To celebrate Women’s History Month, Speaker Nancy Pelosi shared policy insights and reflected on the 100th anniversary of the 19th Amendment.
This year marks the 100th anniversary of the 19th Amendment, an amendment that established women’s right to vote in the United States. In celebration of the anniversary and Women’s History Month, the McCourt School’s Institute of Politics and Public Service (GU Politics) and SiriusXM hosted a discussion earlier this month with the first female Speaker of the House, Nancy Pelosi and Julie Mason of SiriusXM’s POTUS Channel.
Dean Maria Cancian kicked off the event by highlighting the importance of elevating all voices in policy while spotlighting McCourt’s Women in Public Policy Initiative (WIPPI) and first-year MPP student Morgan Sasser (MPP ‘21), who took the stage to introduce Speaker Nancy Pelosi and SiriusXM’s Julie Mason. Mason opened the conversation noting that while the 19th Amendment was passed before the 1920 presidential election, it took years for women to turn out to vote and that there was some tension between suffragists and abolitionists. Speaker Pelosi recalled hearing about a newspaper headline that said women were given the right to vote. “No such thing – we weren’t given anything,” said Pelosi. “We marched… and sacrificed for decades in order to achieve the right to vote.”
Throughout the conversation, Pelosi discussed the life of suffragette Jeannette Rankin, offered advice to women, shared insight on some of today’s most critical policy topics, and answered questions from Georgetown students.
Know Your Power
Speaker Pelosi described her first meeting in the White House as the first female Speaker of the House, “I realized this was unlike any meeting I had ever been to at the White House before.” In that meeting, she said she suddenly felt squeezed in her chair as she realized that suffragettes, like Susan B. Anthony and Sojourner Truth, were all sitting in the chair with her. “I could hear them say: at last, we have a seat at the table,” Speaker Pelosi explained as the audience broke out in applause.

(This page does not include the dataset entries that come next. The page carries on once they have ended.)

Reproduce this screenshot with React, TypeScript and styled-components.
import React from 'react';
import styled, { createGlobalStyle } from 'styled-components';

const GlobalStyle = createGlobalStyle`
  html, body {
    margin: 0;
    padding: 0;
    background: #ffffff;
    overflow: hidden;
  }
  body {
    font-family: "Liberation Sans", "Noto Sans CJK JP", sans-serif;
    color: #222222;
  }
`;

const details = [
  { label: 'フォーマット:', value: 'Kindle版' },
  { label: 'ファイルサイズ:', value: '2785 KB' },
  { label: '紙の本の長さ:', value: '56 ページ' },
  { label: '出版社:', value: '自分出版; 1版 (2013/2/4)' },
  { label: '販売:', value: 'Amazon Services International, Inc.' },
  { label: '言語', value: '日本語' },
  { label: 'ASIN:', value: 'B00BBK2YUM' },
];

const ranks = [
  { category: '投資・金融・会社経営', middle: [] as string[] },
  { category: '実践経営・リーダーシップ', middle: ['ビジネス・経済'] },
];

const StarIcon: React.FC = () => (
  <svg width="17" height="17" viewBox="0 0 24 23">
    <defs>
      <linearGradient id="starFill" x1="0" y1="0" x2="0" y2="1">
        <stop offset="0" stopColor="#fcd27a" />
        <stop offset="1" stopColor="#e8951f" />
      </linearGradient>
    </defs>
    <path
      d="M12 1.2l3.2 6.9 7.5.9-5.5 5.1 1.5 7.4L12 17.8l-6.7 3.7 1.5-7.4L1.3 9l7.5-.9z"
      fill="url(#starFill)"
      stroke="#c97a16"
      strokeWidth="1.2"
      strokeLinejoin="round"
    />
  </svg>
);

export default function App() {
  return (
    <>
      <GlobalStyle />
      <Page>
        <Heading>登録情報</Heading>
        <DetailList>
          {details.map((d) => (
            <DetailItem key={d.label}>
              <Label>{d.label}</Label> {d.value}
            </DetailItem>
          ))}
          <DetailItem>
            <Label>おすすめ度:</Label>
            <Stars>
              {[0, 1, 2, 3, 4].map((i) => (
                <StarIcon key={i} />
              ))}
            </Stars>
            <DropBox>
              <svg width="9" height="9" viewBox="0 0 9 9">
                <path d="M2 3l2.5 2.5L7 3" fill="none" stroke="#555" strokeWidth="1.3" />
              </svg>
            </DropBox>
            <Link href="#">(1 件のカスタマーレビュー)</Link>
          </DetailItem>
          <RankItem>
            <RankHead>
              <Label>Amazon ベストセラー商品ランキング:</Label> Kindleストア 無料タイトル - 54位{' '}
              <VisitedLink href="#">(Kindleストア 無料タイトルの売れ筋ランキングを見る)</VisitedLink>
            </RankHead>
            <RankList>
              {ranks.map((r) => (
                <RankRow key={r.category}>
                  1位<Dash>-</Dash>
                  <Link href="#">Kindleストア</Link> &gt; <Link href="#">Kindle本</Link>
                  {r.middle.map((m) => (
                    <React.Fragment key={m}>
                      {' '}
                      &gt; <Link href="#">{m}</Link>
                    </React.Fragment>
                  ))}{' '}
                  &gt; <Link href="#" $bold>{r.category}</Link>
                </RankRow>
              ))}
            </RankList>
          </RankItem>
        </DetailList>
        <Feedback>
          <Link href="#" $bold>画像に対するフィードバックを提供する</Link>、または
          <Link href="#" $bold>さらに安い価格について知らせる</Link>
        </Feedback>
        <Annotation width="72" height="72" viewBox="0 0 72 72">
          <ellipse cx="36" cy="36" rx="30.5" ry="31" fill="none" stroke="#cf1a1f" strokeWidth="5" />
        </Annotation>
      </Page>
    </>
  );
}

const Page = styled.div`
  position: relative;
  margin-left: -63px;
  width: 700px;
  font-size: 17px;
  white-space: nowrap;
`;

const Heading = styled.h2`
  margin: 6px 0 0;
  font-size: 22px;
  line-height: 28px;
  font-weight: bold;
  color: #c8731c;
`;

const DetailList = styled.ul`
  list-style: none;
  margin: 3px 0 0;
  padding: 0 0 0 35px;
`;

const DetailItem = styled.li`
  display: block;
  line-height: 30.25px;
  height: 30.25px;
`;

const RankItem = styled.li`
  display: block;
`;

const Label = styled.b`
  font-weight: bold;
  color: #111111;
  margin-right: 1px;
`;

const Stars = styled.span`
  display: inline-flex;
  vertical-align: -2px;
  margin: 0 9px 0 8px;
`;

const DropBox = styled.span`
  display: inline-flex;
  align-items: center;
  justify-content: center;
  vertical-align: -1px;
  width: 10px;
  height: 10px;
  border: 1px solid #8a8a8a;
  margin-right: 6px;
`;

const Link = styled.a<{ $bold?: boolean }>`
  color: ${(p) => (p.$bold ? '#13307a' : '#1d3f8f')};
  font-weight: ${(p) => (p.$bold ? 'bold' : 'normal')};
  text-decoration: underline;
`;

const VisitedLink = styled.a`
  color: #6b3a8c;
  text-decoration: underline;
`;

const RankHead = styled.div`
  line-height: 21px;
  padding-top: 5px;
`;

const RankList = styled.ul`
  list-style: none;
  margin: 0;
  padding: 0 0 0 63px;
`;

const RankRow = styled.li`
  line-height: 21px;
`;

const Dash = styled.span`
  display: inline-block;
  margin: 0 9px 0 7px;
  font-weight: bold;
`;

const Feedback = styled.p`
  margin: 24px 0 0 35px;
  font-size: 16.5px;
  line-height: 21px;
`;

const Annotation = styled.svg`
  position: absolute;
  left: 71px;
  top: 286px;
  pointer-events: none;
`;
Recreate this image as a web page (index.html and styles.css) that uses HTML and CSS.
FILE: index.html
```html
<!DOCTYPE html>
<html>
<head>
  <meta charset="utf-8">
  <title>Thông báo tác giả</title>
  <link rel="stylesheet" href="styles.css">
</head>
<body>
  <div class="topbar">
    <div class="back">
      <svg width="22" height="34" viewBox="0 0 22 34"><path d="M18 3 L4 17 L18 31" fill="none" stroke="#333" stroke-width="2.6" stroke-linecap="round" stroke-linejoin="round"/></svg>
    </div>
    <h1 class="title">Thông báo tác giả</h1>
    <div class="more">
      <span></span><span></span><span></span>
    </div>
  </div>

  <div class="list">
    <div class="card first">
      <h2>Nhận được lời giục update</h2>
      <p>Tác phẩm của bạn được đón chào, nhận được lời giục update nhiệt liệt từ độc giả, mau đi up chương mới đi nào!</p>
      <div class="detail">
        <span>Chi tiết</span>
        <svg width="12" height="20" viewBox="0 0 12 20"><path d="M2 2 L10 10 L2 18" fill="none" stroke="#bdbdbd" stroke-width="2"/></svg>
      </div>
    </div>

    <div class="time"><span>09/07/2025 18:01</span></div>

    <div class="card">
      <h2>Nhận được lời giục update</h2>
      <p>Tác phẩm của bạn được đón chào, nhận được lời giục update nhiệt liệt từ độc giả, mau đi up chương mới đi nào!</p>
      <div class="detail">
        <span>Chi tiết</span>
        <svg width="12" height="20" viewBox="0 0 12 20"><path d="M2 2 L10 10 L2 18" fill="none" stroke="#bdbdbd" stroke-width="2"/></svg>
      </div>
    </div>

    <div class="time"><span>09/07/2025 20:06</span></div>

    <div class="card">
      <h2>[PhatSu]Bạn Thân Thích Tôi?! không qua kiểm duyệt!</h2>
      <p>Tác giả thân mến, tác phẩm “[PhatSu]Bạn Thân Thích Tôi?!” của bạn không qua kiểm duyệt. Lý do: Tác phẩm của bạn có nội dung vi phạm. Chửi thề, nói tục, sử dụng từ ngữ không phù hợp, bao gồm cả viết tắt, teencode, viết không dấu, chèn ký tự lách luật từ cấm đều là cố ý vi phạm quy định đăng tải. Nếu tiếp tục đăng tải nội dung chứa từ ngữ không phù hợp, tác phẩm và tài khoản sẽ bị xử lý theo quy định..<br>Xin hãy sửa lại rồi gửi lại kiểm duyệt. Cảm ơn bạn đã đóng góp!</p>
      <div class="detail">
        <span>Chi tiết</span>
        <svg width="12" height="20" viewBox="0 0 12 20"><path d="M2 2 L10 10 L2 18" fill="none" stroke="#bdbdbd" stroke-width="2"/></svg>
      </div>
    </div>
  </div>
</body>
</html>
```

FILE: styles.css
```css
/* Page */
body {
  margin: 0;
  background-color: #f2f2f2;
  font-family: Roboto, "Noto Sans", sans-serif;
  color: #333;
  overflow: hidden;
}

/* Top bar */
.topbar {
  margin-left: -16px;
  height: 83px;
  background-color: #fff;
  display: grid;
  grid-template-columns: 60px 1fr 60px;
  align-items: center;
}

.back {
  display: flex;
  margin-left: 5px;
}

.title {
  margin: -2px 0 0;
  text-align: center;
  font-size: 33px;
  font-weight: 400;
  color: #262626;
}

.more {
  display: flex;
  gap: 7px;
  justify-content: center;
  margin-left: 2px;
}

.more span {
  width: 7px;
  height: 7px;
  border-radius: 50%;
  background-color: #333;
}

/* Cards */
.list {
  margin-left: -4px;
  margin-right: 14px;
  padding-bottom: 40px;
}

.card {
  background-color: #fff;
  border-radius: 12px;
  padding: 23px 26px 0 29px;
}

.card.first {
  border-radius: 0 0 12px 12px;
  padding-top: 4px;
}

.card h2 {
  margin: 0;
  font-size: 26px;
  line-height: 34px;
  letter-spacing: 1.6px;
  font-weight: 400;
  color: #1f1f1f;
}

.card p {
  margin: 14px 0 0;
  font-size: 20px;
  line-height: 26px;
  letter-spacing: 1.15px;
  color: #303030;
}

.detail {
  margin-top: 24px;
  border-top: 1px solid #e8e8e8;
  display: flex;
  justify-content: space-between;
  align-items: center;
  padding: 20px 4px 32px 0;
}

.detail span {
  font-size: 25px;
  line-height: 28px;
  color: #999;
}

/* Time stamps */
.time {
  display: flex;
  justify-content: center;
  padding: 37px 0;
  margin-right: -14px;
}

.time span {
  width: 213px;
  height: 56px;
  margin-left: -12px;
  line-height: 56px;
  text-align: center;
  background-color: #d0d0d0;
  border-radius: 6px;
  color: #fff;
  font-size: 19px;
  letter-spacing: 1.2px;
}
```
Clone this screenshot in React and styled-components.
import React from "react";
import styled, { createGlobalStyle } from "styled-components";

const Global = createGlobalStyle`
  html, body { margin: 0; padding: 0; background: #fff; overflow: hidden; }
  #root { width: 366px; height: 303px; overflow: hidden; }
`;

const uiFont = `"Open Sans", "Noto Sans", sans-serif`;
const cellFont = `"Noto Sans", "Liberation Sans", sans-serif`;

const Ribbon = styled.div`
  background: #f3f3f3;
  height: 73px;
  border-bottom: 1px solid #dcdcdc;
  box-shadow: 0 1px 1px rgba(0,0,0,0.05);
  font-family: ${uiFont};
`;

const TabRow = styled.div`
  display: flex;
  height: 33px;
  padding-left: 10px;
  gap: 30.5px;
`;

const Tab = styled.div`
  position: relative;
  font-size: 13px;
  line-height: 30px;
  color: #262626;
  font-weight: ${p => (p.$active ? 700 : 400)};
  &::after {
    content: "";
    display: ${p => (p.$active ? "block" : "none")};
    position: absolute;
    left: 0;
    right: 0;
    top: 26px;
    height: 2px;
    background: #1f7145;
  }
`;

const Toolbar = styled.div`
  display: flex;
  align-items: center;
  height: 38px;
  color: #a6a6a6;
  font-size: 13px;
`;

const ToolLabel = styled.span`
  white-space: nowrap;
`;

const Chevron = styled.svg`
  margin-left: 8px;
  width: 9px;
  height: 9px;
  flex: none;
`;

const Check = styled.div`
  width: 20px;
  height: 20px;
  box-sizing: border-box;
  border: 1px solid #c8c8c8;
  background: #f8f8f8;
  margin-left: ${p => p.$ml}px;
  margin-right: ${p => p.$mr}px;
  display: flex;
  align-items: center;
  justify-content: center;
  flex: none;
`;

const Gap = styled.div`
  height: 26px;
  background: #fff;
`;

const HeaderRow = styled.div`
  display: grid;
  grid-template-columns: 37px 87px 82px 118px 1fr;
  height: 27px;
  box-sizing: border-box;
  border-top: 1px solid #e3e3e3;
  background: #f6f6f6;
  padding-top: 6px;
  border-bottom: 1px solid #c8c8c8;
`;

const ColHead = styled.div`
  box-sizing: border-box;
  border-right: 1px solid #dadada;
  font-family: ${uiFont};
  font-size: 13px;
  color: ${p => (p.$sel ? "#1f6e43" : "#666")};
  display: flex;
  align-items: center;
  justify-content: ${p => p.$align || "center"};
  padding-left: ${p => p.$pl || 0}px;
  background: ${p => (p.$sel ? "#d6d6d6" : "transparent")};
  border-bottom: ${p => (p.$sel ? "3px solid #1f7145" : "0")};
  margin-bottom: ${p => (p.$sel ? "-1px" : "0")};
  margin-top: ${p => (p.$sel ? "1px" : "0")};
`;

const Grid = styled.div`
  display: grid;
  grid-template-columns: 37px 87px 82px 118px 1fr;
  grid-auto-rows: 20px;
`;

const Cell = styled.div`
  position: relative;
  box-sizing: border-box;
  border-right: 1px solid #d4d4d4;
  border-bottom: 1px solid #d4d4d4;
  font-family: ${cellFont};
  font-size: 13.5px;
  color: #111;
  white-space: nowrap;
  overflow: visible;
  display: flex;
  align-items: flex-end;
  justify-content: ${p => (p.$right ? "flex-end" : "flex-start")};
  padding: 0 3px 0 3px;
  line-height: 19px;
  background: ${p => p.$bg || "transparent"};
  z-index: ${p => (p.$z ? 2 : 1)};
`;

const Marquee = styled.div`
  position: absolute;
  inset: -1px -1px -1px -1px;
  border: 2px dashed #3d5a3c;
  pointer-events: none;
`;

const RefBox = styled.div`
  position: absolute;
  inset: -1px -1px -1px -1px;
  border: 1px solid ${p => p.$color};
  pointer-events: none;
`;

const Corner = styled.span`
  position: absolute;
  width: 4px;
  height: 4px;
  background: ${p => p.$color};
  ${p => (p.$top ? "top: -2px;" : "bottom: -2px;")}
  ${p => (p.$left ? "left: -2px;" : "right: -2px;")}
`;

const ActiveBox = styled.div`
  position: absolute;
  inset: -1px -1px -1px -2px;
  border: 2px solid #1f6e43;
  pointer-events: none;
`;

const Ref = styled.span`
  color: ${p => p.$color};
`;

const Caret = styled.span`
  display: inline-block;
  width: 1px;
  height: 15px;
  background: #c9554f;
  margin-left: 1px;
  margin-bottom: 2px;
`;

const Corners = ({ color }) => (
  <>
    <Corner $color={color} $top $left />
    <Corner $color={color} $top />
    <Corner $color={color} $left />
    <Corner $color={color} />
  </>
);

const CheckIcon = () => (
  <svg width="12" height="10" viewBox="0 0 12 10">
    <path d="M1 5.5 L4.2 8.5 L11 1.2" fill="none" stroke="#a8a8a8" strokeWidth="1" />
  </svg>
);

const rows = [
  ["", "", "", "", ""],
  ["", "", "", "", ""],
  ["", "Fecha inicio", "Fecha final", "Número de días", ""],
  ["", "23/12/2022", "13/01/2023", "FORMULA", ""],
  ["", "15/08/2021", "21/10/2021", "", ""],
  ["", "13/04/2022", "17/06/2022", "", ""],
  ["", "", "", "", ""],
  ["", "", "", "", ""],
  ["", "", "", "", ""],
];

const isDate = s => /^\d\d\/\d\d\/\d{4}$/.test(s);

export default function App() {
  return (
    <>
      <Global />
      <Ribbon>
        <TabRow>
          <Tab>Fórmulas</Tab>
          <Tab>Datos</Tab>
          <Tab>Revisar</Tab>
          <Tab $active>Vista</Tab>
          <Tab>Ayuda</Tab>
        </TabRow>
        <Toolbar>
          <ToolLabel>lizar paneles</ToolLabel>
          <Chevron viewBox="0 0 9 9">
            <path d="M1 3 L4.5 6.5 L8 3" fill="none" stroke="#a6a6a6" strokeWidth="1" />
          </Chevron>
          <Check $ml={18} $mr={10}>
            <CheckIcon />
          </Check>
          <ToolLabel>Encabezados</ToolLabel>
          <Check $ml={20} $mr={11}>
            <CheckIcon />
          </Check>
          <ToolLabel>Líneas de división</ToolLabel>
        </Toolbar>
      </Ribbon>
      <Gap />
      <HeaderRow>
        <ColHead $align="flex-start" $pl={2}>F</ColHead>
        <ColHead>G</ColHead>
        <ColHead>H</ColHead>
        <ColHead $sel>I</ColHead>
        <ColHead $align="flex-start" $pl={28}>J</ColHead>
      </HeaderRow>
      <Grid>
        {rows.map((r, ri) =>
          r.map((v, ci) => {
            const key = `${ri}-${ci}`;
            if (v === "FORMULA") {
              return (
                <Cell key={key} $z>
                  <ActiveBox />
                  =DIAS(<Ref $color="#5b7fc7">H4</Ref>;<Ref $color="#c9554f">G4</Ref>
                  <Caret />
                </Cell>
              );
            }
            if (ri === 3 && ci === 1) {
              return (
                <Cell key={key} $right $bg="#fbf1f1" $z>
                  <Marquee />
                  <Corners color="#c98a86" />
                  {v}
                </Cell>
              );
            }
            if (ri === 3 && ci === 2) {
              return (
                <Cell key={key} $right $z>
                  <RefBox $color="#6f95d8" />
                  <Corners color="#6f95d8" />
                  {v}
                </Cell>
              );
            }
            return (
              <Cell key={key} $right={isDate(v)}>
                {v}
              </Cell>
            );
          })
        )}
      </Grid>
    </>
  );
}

While reflecting on the 19th Amendment, Speaker Pelosi explained how critical it is for women’s equality that women have a voice and representation in all sectors. Her advice to women is: “Have confidence and know your power.” She commended Dean Cancian and McCourt for supporting the Women in Public Policy Initiative and encouraged women to stay engaged and remember the strength and value of their experience.
Don’t Agonize, Organize
Pelosi commented on the number of women that ran for president this cycle, mentioning that the field was very large suggesting that it made garnering support difficult while adding that a lot of men also have also dropped out. She noted the achievements that women have made in politics including Hillary Clinton becoming the first female presidential nominee of a major US political party while acknowledging there is still much work ahead for equal representation of women in politics. “I thought we’d have a woman president long before we had a woman [as] Speaker of the House,” said Pelosi. “Because if you want to talk about a glass ceiling, I’ll tell you about a marble ceiling.”
She shared additional advice to the women in the room and for those tuning in to the broadcast, “When you put yourself out there, you have to believe that you are the one that can do the job.” Speaker Pelosi said that people tend to think that education and healthcare are women’s issues, and she described how she advocates for women in Congress to have a voice and involvement with committees focused on all topics like security issues. “Every issue is a women’s issue — women take ownership of it all because that’s what it takes to be the president of the United States,” Pelosi explained as she summed up her thoughts on the topic. “I have a motto — we don’t agonize, we organize.”
Speaker Pelosi is optimistic that a woman will be president, she just is not sure when. Before moving to questions from the audience, Pelosi made a point to say that she will enthusiastically embrace (or elbow bump) whoever becomes the Democratic nominee. Mason then opened up for questions, and several members of the Georgetown community asked about a range of topics including bipartisanship, campaign finance, and journalism.